Keteledoran beberapa rezim pemerintahan terdahulu dalam
urusan pertahanan khususnya armada bawah laut adalah sikap mencla mencle dalam
pengadaan alutsista strategis kapal selam.
Sejak era reformasi yang berjalan 16 tahun baru pada rezim SBY
diputuskan melakukan pengadaan kapal selam Changbogo dari Korsel yang merupakan
teknologi fotocopy U-209 Jerman, kurang lebih sama dengan Cakra Class yang
sudah dimiliki Indonesia.
Tidak ada rotan akar pun jadilah, setidaknya itulah
ungkapan nyanyian untuk menyenangkan hati pada sebuah lagu berjudul “Changbogo”. Daripada tidak ada, ya diterima saja yang ada
meski dapatnya pada tikungan terakhir. Karena bungkusan pengadaan itu berlabel
transfer teknologi, sebuah paham baru dalam setiap pengadaan alutsista
berteknologi modern.
KRI Nanggala 402 |
Saat ini sedang didengungkan melalui gelombang FM siaran
pemerintah bahwa negara ini resmi menganut paham “maritimiyah” dalam perjalanan
sejarahnya lima tahun ke depan. Artinya akan memaksimalkan potensi kemaritiman
termasuk menjaga kedaulatan, kebanggaan, naluri bahari dan keuntungan finansial
yang ada di dalamnya. Laut dan kekayaan
yang ada didalamnya adalah milik bangsa Indonesia dan akan dieksploitasi
semaksimal mungkin, termasuk dijaga sekuat mungkin. Itulah tekad yang sudah didengungkan.
Ironi selama hayat dikandung badan negeri yang dua
pertiga wilayahnya adalah perairan justru tidak pernah memaksimalkan potensi
kelautan dan perikanan yang dimilikinya.
Berpuluh tahun hanya berorientasi pada “tanah tok” padahal jelas-jelas
disebut “tanah air” Indonesia. Sumber
daya air, sumber daya kelautan, sumber daya perikanan dan sumber daya energi
fosil di laut dibiarkan saja alias tidak dikelola dengan manajemen pemberdayaan.
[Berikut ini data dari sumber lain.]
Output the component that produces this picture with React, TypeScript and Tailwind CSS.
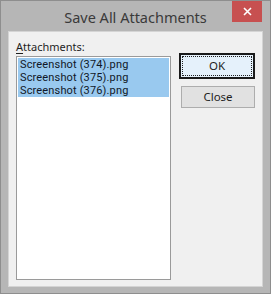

Termasuk urusan pertahanan, yang diperkuat hanya matra
darat sementara matra laut apalagi matra udara tak memiliki kekuatan pukul
apalagi gebuk. Lima tahun terakhir ini
ada pergeseran perkuatan. AL dan AU
mulai diperkuat dengan mendatangkan berbagai alutsista berkualifikasi striking
force. Khusus untuk AL perkuatan armada
tempurnya mengabaikan kekuatan alutsista bawah air. Mengapa demikian, karena 3
kapal selam buatan Korsel yang sedang dibangun itu belum mampu menggaharkan
secara kualitas apalagi kuantitas.
Armada KRI, kapal selam harus mengawalnya |
Ayo berhitung sederhana.
Jika seluruh program pengadaan kapal selam itu rampung tahun 2018
termasuk pembuatan 1 kapal selam di PT PAL, artinya kita memiliki 5 kapal selam
termasuk 2 kapal selam tua Cakra dan Nanggala.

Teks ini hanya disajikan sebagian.